On the other hand, tactical hedges allow capturing value in trading operations and Asset Backed Trading (ABT), mitigating the market risk of specific operations. In the trading activity, the commitments in spot and forward physical contracts imply an exposure to commodity price risk, particularly the risk associated with the volatility of the price of crude oil and refined products. Although said exposure is part of the natural risk of the production, refining and marketing activity carried out by the Business group, sometimes marketing, to maximize value capture, can concentrate risk exposure in terms of term and/or or indicator that differs from the Company’s natural price risk profile.

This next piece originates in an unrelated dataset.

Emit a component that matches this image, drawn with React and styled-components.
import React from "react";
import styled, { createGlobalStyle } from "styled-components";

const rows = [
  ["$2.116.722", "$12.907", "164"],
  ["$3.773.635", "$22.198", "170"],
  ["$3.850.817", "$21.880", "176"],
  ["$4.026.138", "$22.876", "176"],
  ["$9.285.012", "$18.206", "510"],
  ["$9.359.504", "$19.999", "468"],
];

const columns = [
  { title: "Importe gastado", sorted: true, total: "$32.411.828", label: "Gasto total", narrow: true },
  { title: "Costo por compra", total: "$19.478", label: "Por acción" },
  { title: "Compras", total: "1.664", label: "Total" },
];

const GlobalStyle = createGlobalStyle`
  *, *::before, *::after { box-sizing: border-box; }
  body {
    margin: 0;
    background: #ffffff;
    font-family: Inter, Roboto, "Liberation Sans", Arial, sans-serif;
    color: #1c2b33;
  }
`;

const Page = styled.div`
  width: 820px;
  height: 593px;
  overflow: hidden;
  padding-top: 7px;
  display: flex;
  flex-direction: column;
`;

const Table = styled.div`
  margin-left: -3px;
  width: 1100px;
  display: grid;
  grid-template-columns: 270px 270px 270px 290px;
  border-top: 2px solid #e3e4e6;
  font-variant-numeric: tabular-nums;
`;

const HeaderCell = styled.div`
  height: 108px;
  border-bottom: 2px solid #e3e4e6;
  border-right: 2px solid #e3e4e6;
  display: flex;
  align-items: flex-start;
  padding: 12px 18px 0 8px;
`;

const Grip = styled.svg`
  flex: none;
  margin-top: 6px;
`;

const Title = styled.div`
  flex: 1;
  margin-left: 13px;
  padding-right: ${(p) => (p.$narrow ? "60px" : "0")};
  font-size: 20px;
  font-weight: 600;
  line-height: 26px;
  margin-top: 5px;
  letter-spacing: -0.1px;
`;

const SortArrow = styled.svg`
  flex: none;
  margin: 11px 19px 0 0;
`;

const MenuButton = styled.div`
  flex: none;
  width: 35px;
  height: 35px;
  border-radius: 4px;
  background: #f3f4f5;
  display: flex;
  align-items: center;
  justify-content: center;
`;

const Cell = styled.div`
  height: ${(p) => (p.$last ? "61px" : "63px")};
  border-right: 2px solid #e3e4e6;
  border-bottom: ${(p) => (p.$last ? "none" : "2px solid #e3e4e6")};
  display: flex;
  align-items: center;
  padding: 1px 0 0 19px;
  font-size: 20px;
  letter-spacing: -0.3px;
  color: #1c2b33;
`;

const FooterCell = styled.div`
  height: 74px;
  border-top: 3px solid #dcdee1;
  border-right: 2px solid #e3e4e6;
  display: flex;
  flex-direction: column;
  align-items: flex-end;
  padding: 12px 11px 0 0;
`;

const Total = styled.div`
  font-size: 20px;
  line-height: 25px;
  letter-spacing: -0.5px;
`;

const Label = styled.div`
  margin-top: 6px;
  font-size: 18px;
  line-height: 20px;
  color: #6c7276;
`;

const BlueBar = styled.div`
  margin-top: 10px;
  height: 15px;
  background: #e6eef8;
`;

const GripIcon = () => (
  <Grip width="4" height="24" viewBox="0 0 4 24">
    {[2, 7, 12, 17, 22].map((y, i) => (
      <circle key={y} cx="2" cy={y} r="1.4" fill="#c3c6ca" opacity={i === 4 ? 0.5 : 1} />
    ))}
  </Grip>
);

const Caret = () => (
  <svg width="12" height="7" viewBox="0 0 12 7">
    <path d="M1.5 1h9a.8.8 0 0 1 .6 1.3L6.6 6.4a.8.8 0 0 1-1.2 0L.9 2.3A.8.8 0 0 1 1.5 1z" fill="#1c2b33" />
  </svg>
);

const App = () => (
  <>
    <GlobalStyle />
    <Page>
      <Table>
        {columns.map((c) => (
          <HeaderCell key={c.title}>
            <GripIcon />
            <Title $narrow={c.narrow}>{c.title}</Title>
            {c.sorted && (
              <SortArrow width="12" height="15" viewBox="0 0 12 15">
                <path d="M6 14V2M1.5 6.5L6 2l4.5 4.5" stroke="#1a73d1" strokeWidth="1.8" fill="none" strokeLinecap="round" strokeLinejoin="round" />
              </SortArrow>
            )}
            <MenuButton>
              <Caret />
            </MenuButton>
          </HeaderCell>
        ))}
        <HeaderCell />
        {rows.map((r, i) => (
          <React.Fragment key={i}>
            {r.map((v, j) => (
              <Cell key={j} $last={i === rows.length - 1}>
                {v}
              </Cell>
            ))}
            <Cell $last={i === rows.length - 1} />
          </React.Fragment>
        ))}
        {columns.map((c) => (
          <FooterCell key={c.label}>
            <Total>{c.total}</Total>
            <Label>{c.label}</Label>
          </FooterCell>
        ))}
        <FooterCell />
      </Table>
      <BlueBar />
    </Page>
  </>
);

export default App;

As of the date of this report, the Ecopetrol Business Group recognized a total net liability position in swaps of $29,209 (Dec 2023: passive $6,350). The constitution of these operations with derivatives is recognized under cash flow hedge accounting.

30.7

Credit risk

Credit risk is the risk that the Ecopetrol Business Group may suffer financial losses because of default of: (a) payments by its clients for the sale of crude oil, gas, products, or services; (b) financial institutions in which it keeps investments, or (c) by counterparties with which it has contracted financial instruments.

Credit risk related to customers

In the selling process of crude oil, gas, refined products and petrochemicals, transport services, energy transmission, roads and telecommunications, the Ecopetrol Business Group may be exposed to credit risk if customers fail to fulfill their payment obligations. The Ecopetrol Business Group’s risk management strategy has designed mechanisms and procedures that aim to minimize such events, thus safeguarding the Ecopetrol Business Group’s cash flow.

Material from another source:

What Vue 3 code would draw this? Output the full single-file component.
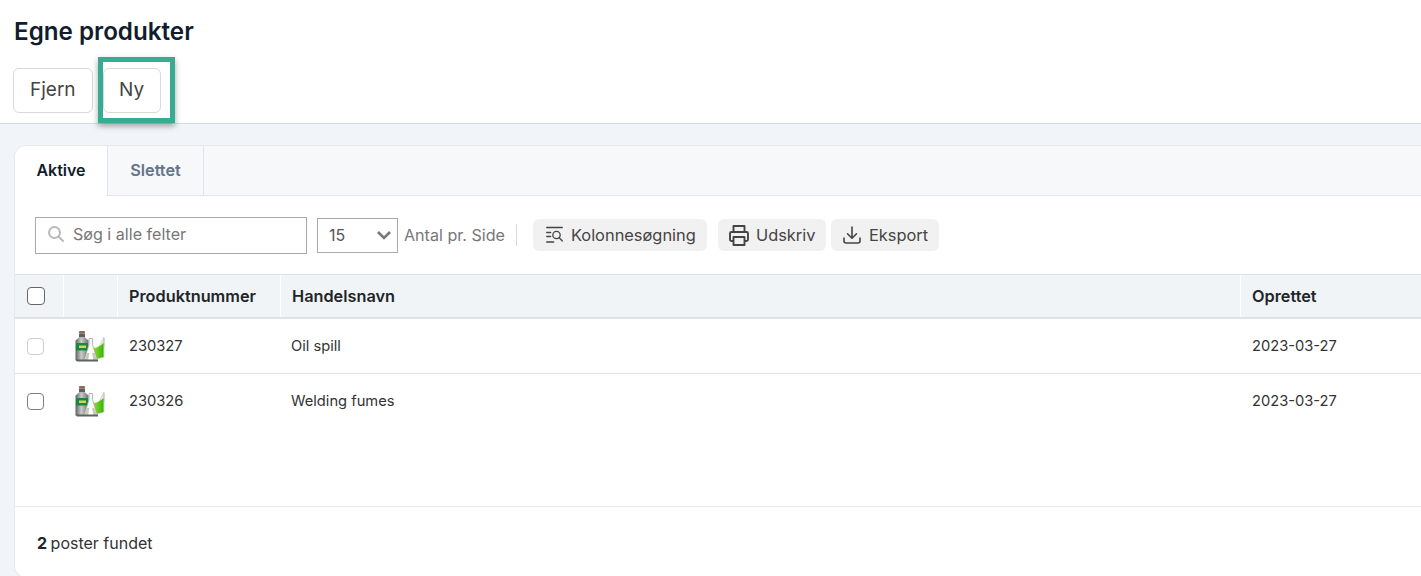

The Ecopetrol Business Group performs a continuous analysis of the financial strength of its counterparties, by classifying them according to their risk level and financial guarantees in the event of a default of payments. Similarly, the Ecopetrol Business Group continuously monitors national and international market conditions for early alerts of major changes that may have an impact on the timely payment of obligations from customers.

For the receivables that are considered exposed to credit risk (Note 7), Ecopetrol Business Group make individual analysis of each customer’s situation to determine the value of impairment to recognize in financial statements. The Ecopetrol Business Group performs administrative and legal actions required to recover amounts past due and charges interest from customers that fail to comply with payment policies.

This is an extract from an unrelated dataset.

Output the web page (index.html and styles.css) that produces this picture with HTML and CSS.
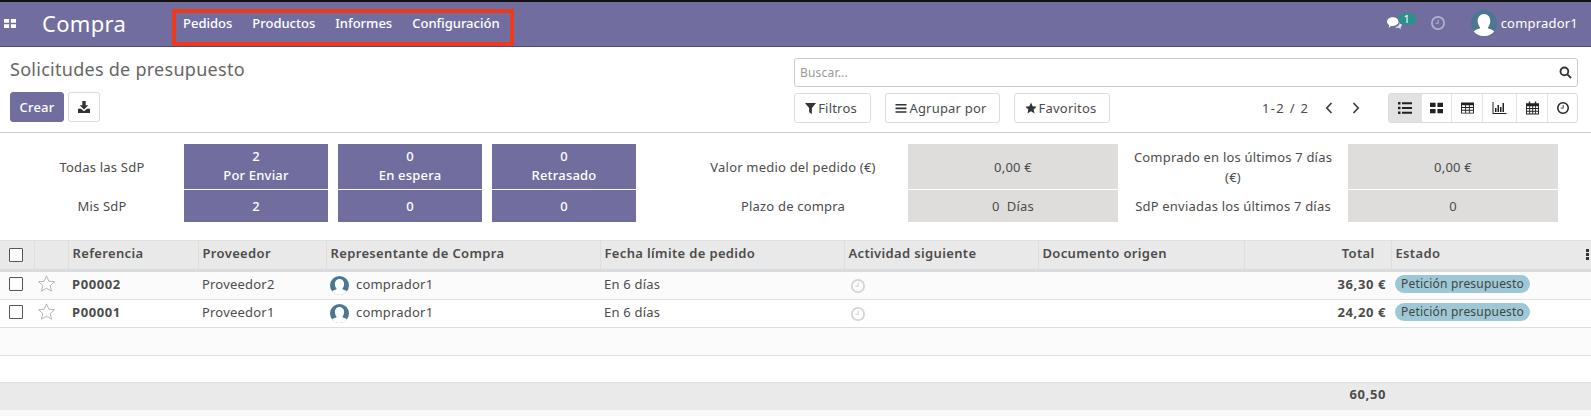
FILE: index.html
```html
<!DOCTYPE html>
<html lang="es">
<head>
<meta charset="utf-8">
<title>Compra</title>
<link rel="stylesheet" href="styles.css">
</head>
<body>
<svg class="defs" width="0" height="0" aria-hidden="true">
  <symbol id="i-grid" viewBox="0 0 14 12" preserveAspectRatio="none"><path d="M0 0h6v5H0zM8 0h6v5H8zM0 7h6v5H0zM8 7h6v5H8z"/></symbol>
  <symbol id="i-clock" viewBox="0 0 16 16"><path fill-rule="evenodd" d="M8 0a8 8 0 1 1 0 16A8 8 0 0 1 8 0zm0 2a6 6 0 1 0 0 12A6 6 0 0 0 8 2zM8.800 4v4.800H5V7.600h2.600V4z"/></symbol>
  <symbol id="i-user" viewBox="0 0 26 26"><circle cx="13" cy="13" r="13" fill="#4c7692"/><path fill="#fff" d="M13 4c3.800 0 6.300 3 6.300 7 0 3-1.200 5-2.300 6.300v1c2.500.8 5 1.700 6.200 3.200A13 13 0 0 1 13 26a13 13 0 0 1-10.200-4.500c1.200-1.500 3.700-2.400 6.200-3.200v-1C7.900 16 6.700 14 6.700 11c0-4 2.500-7 6.300-7z"/></symbol>
  <symbol id="i-star" viewBox="0 0 16 16"><path d="M8 .8l2.200 5 5.300.5-4 3.600 1.200 5.300L8 12.400l-4.700 2.800 1.200-5.300-4-3.600 5.300-.5z"/></symbol>
</svg>

<header class="topbar">
  <div class="brand">
    <svg class="apps"><use href="#i-grid"/></svg>
    <span class="app-name">Compra</span>
  </div>
  <nav class="menu">
    <a>Pedidos</a><a>Productos</a><a>Informes</a><a>Configuración</a>
  </nav>
  <div class="systray">
    <span class="chat">
      <svg viewBox="0 0 18 15" width="15" height="13"><path fill="#fff" d="M7 0c3.800 0 7 2.300 7 5.200s-3.200 5.200-7 5.200c-.6 0-1.200 0-1.700-.2L2 12.500l.8-3C1.100 8.500 0 7 0 5.200 0 2.300 3.200 0 7 0z"/><path fill="#fff" opacity=".8" d="M15 5c1.800.8 3 2.200 3 3.800 0 1.300-.8 2.400-1.800 3.200l.5 2.500-2.700-1.800c-1.600.2-3.400 0-4.500-.8 3.200-.2 6-2.400 5.500-6.900z"/></svg>
      <b class="badge">1</b>
    </span>
    <svg class="tray-clock"><use href="#i-clock"/></svg>
    <span class="user"><svg class="avatar-lg"><use href="#i-user"/></svg>comprador1</span>
  </div>
</header>

<section class="control">
  <div class="control-left">
    <h1>Solicitudes de presupuesto</h1>
    <div class="actions">
      <button class="btn primary">Crear</button>
      <button class="btn icon-only">
        <svg viewBox="0 0 14 14" width="12" height="12"><path fill="#333" d="M5 0h4v5h3L7 10 2 5h3zM0 9h3.500L7 12l3.500-3H14v5H0z"/></svg>
      </button>
    </div>
  </div>
  <div class="control-right">
    <div class="search">
      <span class="placeholder">Buscar...</span>
      <svg viewBox="0 0 14 14" width="13" height="13"><path fill="none" stroke="#333" stroke-width="2" d="M9.300 9.300L13 13M10 5.800a4.200 4.200 0 1 1-8.400 0 4.200 4.200 0 0 1 8.400 0z"/></svg>
    </div>
    <div class="tools">
      <div class="filters">
        <button class="btn f1"><svg viewBox="0 0 12 12" width="11" height="11"><path fill="#333" d="M0 0h12L7.500 5.500V12L4.500 10V5.500z"/></svg>Filtros</button>
        <button class="btn f2"><svg viewBox="0 0 12 12" width="12" height="11"><path fill="#333" d="M0 1h12v1.700H0zM0 5h12v1.700H0zM0 9h12v1.700H0z"/></svg>Agrupar por</button>
        <button class="btn f3"><svg viewBox="0 0 16 16" width="12" height="12" fill="#333"><use href="#i-star"/></svg>Favoritos</button>
      </div>
      <div class="pager">
        <span class="pager-count">1-2 / 2</span>
        <svg viewBox="0 0 8 12" width="8" height="12"><path fill="none" stroke="#444" stroke-width="1.800" d="M6.500 1L1.800 6l4.700 5"/></svg>
        <svg viewBox="0 0 8 12" width="8" height="12"><path fill="none" stroke="#444" stroke-width="1.800" d="M1.500 1l4.700 5-4.700 5"/></svg>
      </div>
      <div class="views">
        <span class="view active"><svg viewBox="0 0 14 12" width="14" height="12"><path fill="#222" d="M0 0h2.500v2.500H0zM4 .3h10v2H4zM0 4.700h2.500v2.500H0zM4 5h10v2H4zM0 9.400h2.500v2.500H0zM4 9.700h10v2H4z"/></svg></span>
        <span class="view v2"><svg viewBox="0 0 14 12" width="13" height="12" fill="#222"><use href="#i-grid"/></svg></span>
        <span class="view v3"><svg viewBox="0 0 14 12" width="13" height="12"><path fill="#222" fill-rule="evenodd" d="M0 0h14v12H0zm1 3v2h3.500V3zm4.500 0v2h3V3zm4 0v2H13V3zM1 6v2h3.500V6zm4.500 0v2h3V6zm4 0v2H13V6zM1 9v2h3.500V9zm4.500 0v2h3V9zm4 0v2H13V9z"/></svg></span>
        <span class="view v4"><svg viewBox="0 0 14 12" width="15" height="12"><path fill="#222" d="M0 0h1v11h13v1H0zM2.500 6h1.500v4H2.500zM5 3h1.500v7H5zM7.500 5H9v5H7.500zM10 1h1.500v9H10z"/></svg></span>
        <span class="view v5"><svg viewBox="0 0 14 14" width="13" height="14"><path fill="#222" fill-rule="evenodd" d="M3 0h1.500v2h5V0H11v2h3v12H0V2h3zM1 5v2h2.500V5zm3.500 0v2h2.200V5zm3.200 0v2h2.100V5zm3 0v2H13V5zM1 8v2h2.500V8zm3.500 0v2h2.200V8zm3.200 0v2h2.100V8zm3 0v2H13V8zM1 11v2h2.500v-2zm3.500 0v2h2.200v-2zm3.200 0v2h2.100v-2zm3 0v2H13v-2z"/></svg></span>
        <span class="view v6"><svg viewBox="0 0 16 16" width="12" height="12" fill="#222"><use href="#i-clock"/></svg></span>
      </div>
    </div>
  </div>
</section>

<section class="dash">
  <div class="dash-grid">
    <span class="lab lab-a">Todas las SdP</span>
    <span class="stat big">2<br>Por Enviar</span>
    <span class="stat big">0<br>En espera</span>
    <span class="stat big">0<br>Retrasado</span>
    <span class="lab lab-b">Valor medio del pedido (€)</span>
    <span class="kpi">0,00 €</span>
    <span class="lab">Comprado en los últimos 7 días (€)</span>
    <span class="kpi">0,00 €</span>

    <span class="lab lab-a">Mis SdP</span>
    <span class="stat">2</span>
    <span class="stat">0</span>
    <span class="stat">0</span>
    <span class="lab lab-b">Plazo de compra</span>
    <span class="kpi">0 &nbsp;Días</span>
    <span class="lab">SdP enviadas los últimos 7 días</span>
    <span class="kpi">0</span>
  </div>
</section>

<table class="list">
  <colgroup>
    <col class="c-check"><col class="c-star"><col class="c-ref"><col class="c-prov"><col class="c-rep"><col class="c-date"><col class="c-act"><col class="c-doc"><col class="c-total"><col>
  </colgroup>
  <thead>
    <tr>
      <th><span class="cb"></span></th><th></th><th>Referencia</th><th>Proveedor</th><th>Representante de Compra</th><th>Fecha límite de pedido</th><th>Actividad siguiente</th><th>Documento origen</th><th class="num head-total">Total</th>
      <th class="estado">Estado<span class="dots"></span></th>
    </tr>
  </thead>
  <tbody>
    <tr class="odd">
      <td><span class="cb"></span></td><td><svg class="star" viewBox="0 0 16 16"><use href="#i-star"/></svg></td><td class="strong">P00002</td><td>Proveedor2</td>
      <td><span class="rep"><svg class="avatar"><use href="#i-user"/></svg>comprador1</span></td><td>En 6 días</td>
      <td><svg class="act"><use href="#i-clock"/></svg></td><td></td><td class="num strong">36,30 €</td><td><span class="pill">Petición presupuesto</span></td>
    </tr>
    <tr>
      <td><span class="cb"></span></td><td><svg class="star" viewBox="0 0 16 16"><use href="#i-star"/></svg></td><td class="strong">P00001</td><td>Proveedor1</td>
      <td><span class="rep"><svg class="avatar"><use href="#i-user"/></svg>comprador1</span></td><td>En 6 días</td>
      <td><svg class="act"><use href="#i-clock"/></svg></td><td></td><td class="num strong">24,20 €</td><td><span class="pill">Petición presupuesto</span></td>
    </tr>
    <tr class="odd empty"><td colspan="10"></td></tr>
    <tr class="empty"><td colspan="10"></td></tr>
  </tbody>
  <tfoot>
    <tr><td colspan="8"></td><td class="num strong">60,50</td><td></td></tr>
  </tfoot>
</table>
</body>
</html>
```
FILE: styles.css
```css
*, *::before, *::after { box-sizing: border-box; }
html, body { margin: 0; padding: 0; }
body {
  width: 1591px;
  height: 416px;
  overflow: hidden;
  background: #f9f9f9;
  color: #4c4c4c;
  font-family: "Noto Sans", "Open Sans", sans-serif;
  font-size: 13px;
  letter-spacing: .2px;
}
.defs { position: absolute; }

.topbar {
  height: 47px;
  display: flex;
  align-items: center;
  padding-bottom: 2px;
  background: #716e9f;
  border-top: 2px solid #111;
  border-bottom: 1px solid #4f4c85;
  color: #fff;
  position: relative;
}
.brand { display: flex; align-items: center; width: 183px; }
.apps { width: 12px; height: 9px; margin-left: 4px; fill: #fff; }
.app-name { font-size: 22px; margin-left: 26px; letter-spacing: .3px; }
.menu { display: flex; align-items: center; gap: 20px; font-weight: 500; letter-spacing: 0; }
.menu::after {
  content: "";
  position: absolute;
  left: 172px;
  top: 7px;
  width: 342px;
  height: 37px;
  border: 4px solid #ee3a1c;
}
.systray { margin-left: auto; display: flex; align-items: center; padding-right: 13px; }
.chat { display: flex; align-items: center; position: relative; width: 32px; }
.badge {
  position: absolute; left: 11px; top: -4px;
  width: 18px; height: 12px; line-height: 11px;
  border-radius: 6px; background: #2f8f8c;
  font-size: 11px; font-weight: 400; text-align: center;
}
.tray-clock { width: 14px; height: 14px; fill: #b3b1cd; margin-left: 12px; }
.user { display: flex; align-items: center; gap: 4px; margin-left: 26px; }
.avatar-lg { width: 26px; height: 26px; }

.control {
  height: 86px;
  background: #fff;
  border-bottom: 1px solid #ccc;
  display: flex;
  justify-content: space-between;
  padding: 0 13px 0 10px;
}
h1 { font-size: 18px; font-weight: 400; margin: 9px 0 0; line-height: 26px; color: #666; letter-spacing: .27px; }
.actions { display: flex; gap: 4px; margin-top: 10px; }
.btn {
  display: inline-flex; align-items: center; justify-content: center; gap: 2px;
  height: 30px; padding: 0 3px 0 0; background: #fff;
  border: 1px solid #dcdcdc; border-radius: 3px;
  font: inherit; color: #4c4c4c; letter-spacing: inherit;
}
.btn.primary { width: 54px; padding: 0; background: #716e9f; border-color: #716e9f; color: #fff; font-weight: 500; }
.btn.icon-only { width: 32px; padding: 0; }
.control-right { width: 784px; }
.search {
  margin-top: 11px; height: 29px;
  display: flex; align-items: center; justify-content: space-between;
  padding: 0 5px;
  border: 1px solid #ccc; border-radius: 3px;
}
.placeholder { color: #999; font-size: 12px; }
.tools { display: flex; align-items: center; margin-top: 6px; }
.filters { display: flex; gap: 14px; }
.f1 { width: 77px; } .f2 { width: 115px; } .f3 { width: 96px; }
.pager { display: flex; align-items: center; margin-left: 152px; width: 127px; }
.pager-count { letter-spacing: 1.300px; }
.pager svg:first-of-type { margin-left: 16px; }
.pager svg:last-of-type { margin-left: 19px; }
.views {
  display: flex; height: 30px; margin-left: auto;
  border: 1px solid #dcdcdc; border-radius: 3px;
}
.view { display: flex; align-items: center; justify-content: center; width: 31px; border-left: 1px solid #e4e4e4; }
.view.active { background: #e2e2e2; border-left: 0; width: 32px; }
.v2 { width: 30px; }
.v4 { width: 34px; }
.v6 { width: 30px; }

.dash { height: 107px; background: #fff; padding-top: 11px; }
.dash-grid {
  display: grid;
  grid-template-columns: 184px 154px 154px 144px 272px 210px 230px 210px;
  grid-template-rows: 45px 32px;
  row-gap: 1px;
}
.lab { display: flex; align-items: center; justify-content: center; text-align: center; line-height: 20px; padding: 0 12px; }
.lab-a { padding: 0 0 0 20px; }
.lab-b { padding: 0 0 0 42px; }
.stat {
  width: 144px;
  background: #716e9f; color: #fff; font-weight: 500;
  display: flex; align-items: center; justify-content: center; text-align: center; line-height: 19px;
}
.stat.big { display: block; padding-top: 3px; }
.kpi { background: #dedddc; display: flex; align-items: center; justify-content: center; }

.list { width: 100%; border-collapse: collapse; table-layout: fixed; background: #fff; }
.c-check { width: 34px; } .c-star { width: 34px; } .c-ref { width: 130px; } .c-prov { width: 128px; }
.c-rep { width: 274px; } .c-date { width: 244px; } .c-act { width: 194px; } .c-doc { width: 206.500px; } .c-total { width: 146.500px; }
th {
  height: 30px; padding: 0 4px 4px; text-align: left; font-weight: 600; background: #e9e9e9;
  border-top: 1px solid #dfdfdf; border-bottom: 3px solid #d8dcdf; border-left: 1px solid #dedede;
  white-space: nowrap; position: relative; letter-spacing: .35px;
}
th:first-child { border-left: 0; }
td { height: 28px; padding: 0 5px 4px 4px; border-bottom: 1px solid #dfdfdf; white-space: nowrap; vertical-align: middle; }
tr.odd td { background: #fbfbfb; }
tr.empty td { height: 27.500px; }
.num { text-align: right; }
th.num { padding-right: 16px; }
.strong { font-weight: 700; letter-spacing: .6px; }
.cb { display: block; width: 14px; height: 14px; margin-left: 5px; border: 1.500px solid #555; border-radius: 1px; background: #fff; }
th .cb { margin-top: 3px; }
.star { display: block; width: 17px; height: 17px; fill: #fff; stroke: #a8a8a8; stroke-width: .8; margin-left: 0; }
.rep { display: flex; align-items: center; gap: 7px; }
.avatar { width: 19px; height: 19px; margin-top: 4px; }
.act { display: block; width: 14px; height: 14px; fill: #d4d4d4; margin: 4px 0 0 3px; }
.pill { display: inline-block; height: 18px; line-height: 17px; padding: 0 6px; border-radius: 9px; background: #9dc9d6; color: #444; font-size: 12px; }
.dots {
  position: absolute; right: 2px; top: 8px; width: 3px; height: 3px; background: #333;
  box-shadow: 0 4px 0 #333, 0 8px 0 #333;
}
tfoot td { height: 27px; background: #eaeaea; border: 0; }
```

An aging analysis of the accounts receivable portfolio in arrears, but not impaired, as of December 31, 2024, and 2023 is as follows:

    

2024

    

2023

Less than 3 months overdue

 

178,476

 

119,608

Between 3 and 6 months overdue

 

14,717

 

56,615

More than 6 months overdue

 

65,296

 

181,012

 

258,489

 

357,235

Credit risk in financial assets

Following the promulgation of Decree 1525 of 2008, which provides general rules on investments for public entities, Ecopetrol’s management established guidelines for its investment portfolios. These guidelines determine that investments in Ecopetrol’s U.S. dollar portfolios are generally limited to investments of cash excess in fixed–income securities issued by entities rated A or higher in the long term and A1/P1/F1 or higher in the short term (international scale) by Standard & Poor’s Ratings Services, Moody’s Investors Service or Fitch Ratings.

In addition, Ecopetrol Business Group may also invest in securities issued or guaranteed by the United States of America or Colombia governments, without regard to the ratings assigned to such securities. In Ecopetrol’s Colombian Peso portfolio, it must invest the cash excess in fixed–income securities of issuers rated AAA in the long term, and F1+/BRC1+ in the short term (local scale) by Fitch Ratings Colombia or BRC Standard & Poor’s. Likewise, the Company may also invest in securities issued or guaranteed by the National Government of Colombia without qualification restrictions.

To diversify the risk in the Colombian Peso portfolio, Ecopetrol Business Group does not invest more than 10% of the cash excess in one specific issuer. In the case of the U.S. dollar portfolio, Ecopetrol Business Group does not invest more than 5% of the cash excess in one specific issuer in the short term (up to one year), or 1% in the long term.

The credit rating of issuers and counterparties in transactions involving financial instruments is disclosed in Note 6 – Cash and cash equivalents, Note 9 – Other financial assets, and Note 22.2 – Plan assets.

30.8

Interest rate risk

Interest rate risk arises from Ecopetrol’s exposure to changes in interest rates because the Ecopetrol Business Group has investments in fixed and floating–rate instruments and has issued floating rate debt linked to SOFT, DTF, and CPI interest rates. Thus, interest rate volatility may affect the fair value and cash flows of the Ecopetrol Business Group’s investments and the financial expense of floating rate loans and financing.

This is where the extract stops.